Mr. Repohl extols the merit of "spontaneously generated" revolutions.
I could not share his enthusiasm more.
Another "spontaneous" revolution of great merit, which receives scant attention, mixed reviews, or repugnant condescension, is the market system of trade, free of government regulations beyond enforcement of contract and prosecution of fraud. One could equate the widespread system of buy, sell, trade with the Industrial Revolution, which brought many impoverished and starving into a comfortable life, free of the cruel vagaries of nature and government intrusion.

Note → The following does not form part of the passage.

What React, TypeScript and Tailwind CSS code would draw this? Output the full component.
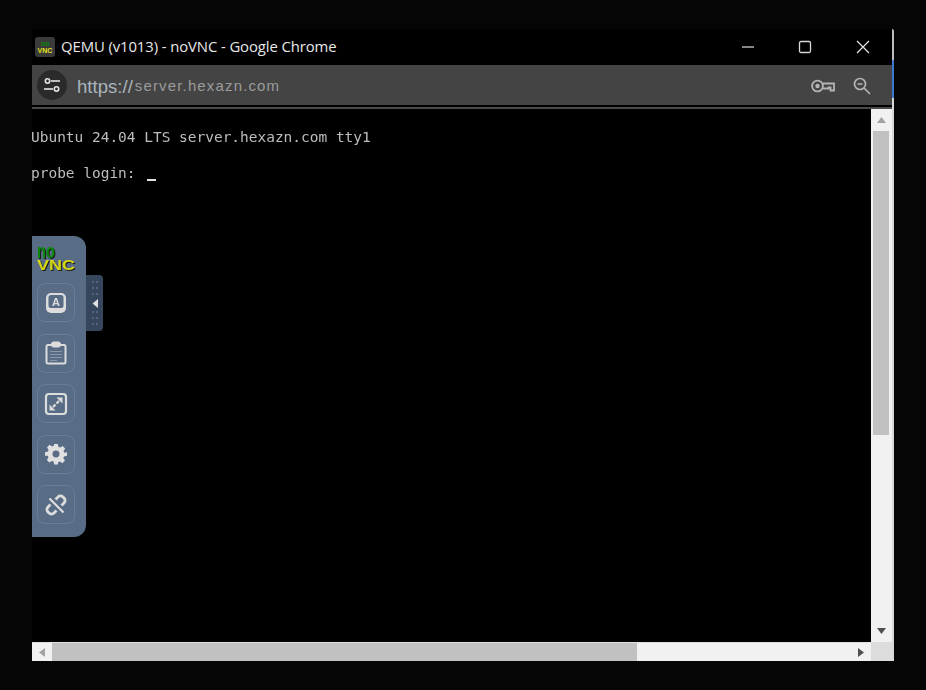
import React from "react";

function ToolBtn({ children }: { children: React.ReactNode }) {
  return (
    <div className="w-[38px] h-[39px] rounded-[8px] border border-[#6a7d96] flex items-center justify-center">
      {children}
    </div>
  );
}

export default function App() {
  return (
    <div className="w-[926px] h-[690px] bg-[#050505] pt-[29px] pl-[32px] overflow-hidden" style={{ fontFamily: '"Liberation Sans", sans-serif' }}>
      <div className="w-[862px] h-[632px] flex relative blur-[0.35px]">
        <div className="w-[860px] h-full flex flex-col bg-black">
          {/* Title bar */}
          <div className="h-[36px] shrink-0 bg-black flex items-center">
            <svg width="20" height="20" viewBox="0 0 20 20" className="ml-[3px] mr-[6px]">
              <rect width="20" height="20" rx="3" fill="#3a3a3a" />
              <text x="10" y="9" textAnchor="middle" fontSize="7" fontWeight="700" fontFamily="Liberation Sans" fill="#0a8a0a">no</text>
              <text x="10" y="16" textAnchor="middle" fontSize="7" fontWeight="700" fontFamily="Liberation Sans" fill="#e4e41a">VNC</text>
            </svg>
            <span className="text-[#e8e8e8] tracking-[-0.1px] mb-[2px]" style={{ fontFamily: '"Open Sans", sans-serif', fontSize: 14.88 }}>QEMU (v1013) - noVNC - Google Chrome</span>
            <div className="ml-auto flex items-center">
              <svg width="14" height="14" viewBox="0 0 14 14" className="mr-[43px]"><path d="M1 7h12" stroke="#d0d0d0" strokeWidth="1.3" /></svg>
              <svg width="14" height="14" viewBox="0 0 14 14" className="mr-[43px]"><rect x="1.5" y="1.5" width="11" height="11" rx="1.5" fill="none" stroke="#d8d8d8" strokeWidth="1.3" /></svg>
              <svg width="16" height="16" viewBox="0 0 16 16" className="mr-[21px]"><path d="M2 2l12 12M14 2L2 14" stroke="#e0e0e0" strokeWidth="1.3" /></svg>
            </div>
          </div>
          {/* Address bar */}
          <div className="h-[40px] shrink-0 bg-[#444444] flex items-center">
            <div className="ml-[5px] w-[30px] h-[30px] rounded-full bg-[#2a2a2a] flex items-center justify-center">
              <svg width="18" height="16" viewBox="0 0 18 16" fill="none" stroke="#e6e6e6" strokeWidth="1.6">
                <circle cx="4.5" cy="4" r="2.2" />
                <path d="M8 4h9" />
                <circle cx="13.5" cy="12" r="2.2" />
                <path d="M1 12h9" />
              </svg>
            </div>
            <span className="ml-[10px] mt-[3px] text-[#a9b4bd]" style={{ fontSize: 18.6 }}>https://</span>
            <span className="ml-[2px] mt-[3px] text-[15px] text-[#9b9b9b] tracking-[1.15px]">server.hexazn.com</span>
            <div className="ml-auto flex items-center mt-[2px]">
              <svg width="24" height="14" viewBox="0 0 24 14" fill="none" stroke="#b4b4b4" strokeWidth="1.8" className="mr-[18px]">
                <circle cx="6.5" cy="7" r="5.4" />
                <circle cx="6.5" cy="7" r="1.3" fill="#b4b4b4" />
                <path d="M12 4.5h11v7h-3.5V8.5h-2v1h-5.5" />
              </svg>
              <svg width="18" height="18" viewBox="0 0 18 18" fill="none" stroke="#b4b4b4" strokeWidth="1.7" className="mr-[21px]">
                <circle cx="7" cy="7" r="5.5" />
                <path d="M4.5 7h5M11 11l6 6" />
              </svg>
            </div>
          </div>
          <div className="h-[2px] shrink-0 bg-black" />
          <div className="h-[2px] shrink-0 bg-[#4a4a4a]" />
          {/* Main */}
          <div className="flex-1 flex min-h-0 bg-black">
            <div className="flex-1 flex flex-col min-w-0">
              <div className="flex-1 text-[#bdbdbd] leading-[18px] pt-[19px] whitespace-pre -ml-px" style={{ fontFamily: '"DejaVu Sans Mono", monospace', fontSize: 14.47 }}>
                <div>Ubuntu 24.04 LTS server.hexazn.com tty1</div>
                <div className="mt-[18px] flex items-end h-[18px]">probe login: <span className="inline-block w-[9px] h-[2px] mb-[1px] ml-[3px] bg-[#e0e0e0]" /></div>
              </div>
              {/* Horizontal scrollbar */}
              <div className="h-[19px] shrink-0 bg-[#f1f1f1] flex items-center border-t border-[#e0e0e0]">
                <div className="w-[20px] flex justify-center">
                  <svg width="6" height="9" viewBox="0 0 6 9"><path d="M6 0v9L0 4.5z" fill="#a3a3a3" /></svg>
                </div>
                <div className="w-[585px] h-full bg-[#c1c1c1]" />
                <div className="ml-auto w-[21px] flex justify-center">
                  <svg width="6" height="9" viewBox="0 0 6 9"><path d="M0 0v9l6-4.5z" fill="#505050" /></svg>
                </div>
              </div>
            </div>
            {/* Vertical scrollbar */}
            <div className="w-[21px] shrink-0 bg-[#f1f1f1] flex flex-col">
              <div className="h-[22px] flex items-center justify-center shrink-0">
                <svg width="9" height="6" viewBox="0 0 9 6"><path d="M0 6h9L4.5 0z" fill="#a3a3a3" /></svg>
              </div>
              <div className="h-[304px] ml-[2px] mr-[3px] bg-[#c1c1c1] shrink-0" />
              <div className="mt-auto h-[23px] flex items-center justify-center shrink-0">
                <svg width="9" height="6" viewBox="0 0 9 6"><path d="M0 0h9L4.5 6z" fill="#505050" /></svg>
              </div>
              <div className="h-[19px] bg-[#dcdcdc] shrink-0" />
            </div>
          </div>
        </div>

        {/* Window edge */}
        <div className="w-[2px] h-full flex flex-col rounded-tr-[4px] overflow-hidden">
          <div className="h-[31px] shrink-0 bg-[#bdbdbd]" />
          <div className="h-[38px] shrink-0 bg-[#3b78d0]" />
          <div className="flex-1 bg-[#d8d8d8]" />
        </div>

        {/* noVNC control bar */}
        <div className="absolute left-0 top-[207px] w-[54px] h-[301px] bg-[#586c86] rounded-r-[12px] flex flex-col items-start">
          <svg width="44" height="34" viewBox="0 0 44 34" className="ml-[3px] mt-[3px] drop-shadow-[1px_1px_0_#1c1c1c]">
            <text transform="translate(2,19) scale(1,1.45)" fontSize="14" fontWeight="700" fontFamily="Liberation Sans" fill="#0a8a0a" textLength="18" lengthAdjust="spacingAndGlyphs">no</text>
            <text x="2" y="31" fontSize="15" fontWeight="700" fontFamily="Liberation Sans" fill="#d8d810" textLength="38" lengthAdjust="spacingAndGlyphs">VNC</text>
          </svg>
          <div className="flex flex-col gap-[11.5px] ml-[5px] mt-[10px]">
            <ToolBtn>
              <svg width="22" height="22" viewBox="0 0 22 22">
                <rect x="1" y="1" width="20" height="20" rx="5" fill="#dcdcdc" />
                <rect x="3.5" y="3" width="15" height="13" rx="2.5" fill="#586c86" />
                <text x="11" y="14" textAnchor="middle" fontSize="11" fontWeight="700" fontFamily="Liberation Sans" fill="#dcdcdc">A</text>
              </svg>
            </ToolBtn>
            <ToolBtn>
              <svg width="22" height="24" viewBox="0 0 22 24" fill="none" stroke="#dcdcdc">
                <rect x="1.5" y="4" width="19" height="18.5" rx="1.5" strokeWidth="2" />
                <rect x="6.5" y="1" width="9" height="5" rx="2" fill="#dcdcdc" strokeWidth="1" />
                <path d="M5 10.5h12M5 13.5h12M5 16.5h12M5 19.5h7" strokeWidth="1" stroke="#8b98aa" />
              </svg>
            </ToolBtn>
            <ToolBtn>
              <svg width="24" height="24" viewBox="0 0 24 24" fill="none">
                <rect x="2" y="2" width="20" height="20" rx="3" stroke="#dcdcdc" strokeWidth="2.2" />
                <path d="M12.5 5.5h6v6zM11.5 18.5h-6v-6z" fill="#dcdcdc" />
                <path d="M15 9l-2.5 2.5M9 15l2.5-2.5" stroke="#dcdcdc" strokeWidth="2.4" />
              </svg>
            </ToolBtn>
            <ToolBtn>
              <svg width="22" height="22" viewBox="0 0 24 24" fill="#e0e0e0">
                <path fillRule="evenodd" d="M10 1h4l.6 3.2 1.9.8 2.7-1.8 2.8 2.8-1.8 2.7.8 1.9L24 10v4l-3.2.6-.8 1.9 1.8 2.7-2.8 2.8-2.7-1.8-1.9.8L14 23.5h-4l-.6-3.2-1.9-.8-2.7 1.8-2.8-2.8 1.8-2.7-.8-1.9L0 14v-4l3.2-.6.8-1.9L2.2 4.8 5 2l2.7 1.8 1.9-.8zM12 8.2a3.8 3.8 0 100 7.6 3.8 3.8 0 000-7.6z" />
              </svg>
            </ToolBtn>
            <ToolBtn>
              <svg width="24" height="24" viewBox="0 0 24 24" fill="none" stroke="#dcdcdc" strokeWidth="2.8">
                <path d="M11.5 6.5l2.5-2.5a3.5 3.5 0 015 0l1 1a3.5 3.5 0 010 5l-2.5 2.5" />
                <path d="M12.5 17.5l-2.5 2.5a3.5 3.5 0 01-5 0l-1-1a3.5 3.5 0 010-5l2.5-2.5" />
                <path d="M5.5 5.5l14 14" strokeWidth="2.2" />
              </svg>
            </ToolBtn>
          </div>
        </div>
        {/* handle */}
        <div className="absolute left-[54px] top-[246px] w-[17px] h-[56px] bg-[#36465c] rounded-r-[4px] flex items-center justify-center">
          <svg width="8" height="46" viewBox="0 0 8 46">
            <path d="M2 2h0M6 2h0M2 8h0M6 8h0M2 14h0M6 14h0M2 32h0M6 32h0M2 38h0M6 38h0M2 44h0M6 44h0" stroke="#5f7088" strokeWidth="2" strokeLinecap="round" />
            <path d="M7 19v9L1.5 23.5z" fill="#e0e0e0" />
          </svg>
        </div>
      </div>
    </div>
  );
}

Free market economists posit the superiority of the free market, free of onerous government regulations, with a simple phrase: "One cannot create a pencil". The mechanisms in place, from raw resource to raked-in revenue, make it possible for the wood, the paint, the graphite all to be culled then shipped by various means to one location, where they are assembled, prepared, and distributed to various merchants throughout.

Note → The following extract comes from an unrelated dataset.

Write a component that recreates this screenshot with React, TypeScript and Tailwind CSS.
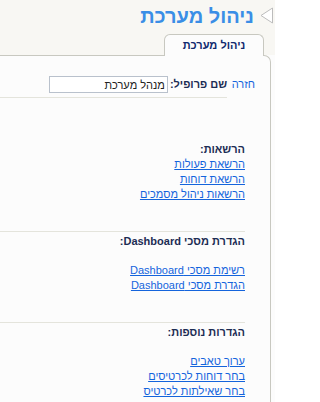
import React from "react"

const links1 = ["הרשאת פעולות", "הרשאת דוחות", "הרשאות ניהול מסמכים"]
const links2 = ["רשימת מסכי Dashboard", "הגדרת מסכי Dashboard"]
const links3 = ["ערוך טאבים", "בחר דוחות לכרטיסים", "בחר שאילתות לכרטיס"]

function LinkList({ items }: { items: string[] }) {
  return (
    <ul>
      {items.map((t) => (
        <li key={t} className="leading-[15px]">
          <a href="#" className="text-[#1464dc] underline">
            {t}
          </a>
        </li>
      ))}
    </ul>
  )
}

export default function App() {
  return (
    <div
      dir="rtl"
      className="w-[275px] h-[402px] overflow-hidden bg-[#fcfcfc] font-['Liberation_Sans','DejaVu_Sans',Arial,sans-serif] text-[11px]"
    >
      {/* header */}
      <div className="bg-[#f8f7f3]">
        <div className="flex h-[34px] items-start pr-[2px] pt-[3px]">
          <svg width="13" height="18" viewBox="0 0 13 18" className="mt-[4px] shrink-0">
            <path d="M1 8.5 L12.5 1 L12.5 16 Z" fill="#ffffff" stroke="#bcbcbc" strokeWidth="1" />
          </svg>
          <h1 className="mr-[6px] text-[20px] font-bold leading-[26px] text-[#3a8ee6]">ניהול מערכת</h1>
        </div>
        <div className="flex pr-[11px]">
          <div className="relative z-10 -mb-px flex h-[22px] w-[100px] items-center justify-center rounded-t-[6px] border border-b-0 border-[#c8c8c0] bg-[#fcfcfc] font-bold text-[#10296e]">
            ניהול מערכת
          </div>
        </div>
      </div>

      {/* panel */}
      <div className="mr-[4px] h-[400px] rounded-tr-[7px] border-t border-r border-[#c8c8c0] bg-[#fcfcfc]">
        <div className="flex items-start pt-[20px]">
          <div className="w-[43px] shrink-0 pr-[15px] leading-[17px]">
            <a href="#" className="text-[#1464dc]">חזרה</a>
          </div>
          <div className="flex flex-1 items-center border-b border-[#e4e4dc] pb-[4px]">
            <span className="font-bold text-[#1c2d54]">שם פרופיל:</span>
            <input
              readOnly
              defaultValue="מנהל מערכת"
              className="mr-[2px] h-[17px] w-[119px] border border-[#b9c1cc] bg-white pr-[2px] text-[11px] text-[#222] outline-none"
            />
          </div>
        </div>

        <div className="mr-[25px] border-b border-[#e4e4dc] pt-[44px] pb-[29px]">
          <div className="font-bold leading-[15px] text-[#1c2d54]">הרשאות:</div>
          <LinkList items={links1} />
        </div>

        <div className="mr-[25px] border-b border-[#e4e4dc] pt-[2px] pb-[29px]">
          <div className="font-bold leading-[15px] text-[#1c2d54]">הגדרת מסכי Dashboard:</div>
          <div className="h-[14px]" />
          <LinkList items={links2} />
        </div>

        <div className="mr-[25px] pt-[2px]">
          <div className="font-bold leading-[15px] text-[#1c2d54]">הגדרות נוספות:</div>
          <div className="h-[14px]" />
          <LinkList items={links3} />
        </div>
      </div>
    </div>
  )
}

No one mind can devise so complex a set of processes, yet it takes place every day, not just for pencils, but for all goods for sale on the open market.
If the "99%" crying havoc at Wall Street on behalf of Main Street would only respect this amazing, yet inscrutable phenomenon, protesters would be motivated to organize against Big Government, the source of major interventions in the marketplace that have frustrated commerce, created unemployment, and stymied economic recovery.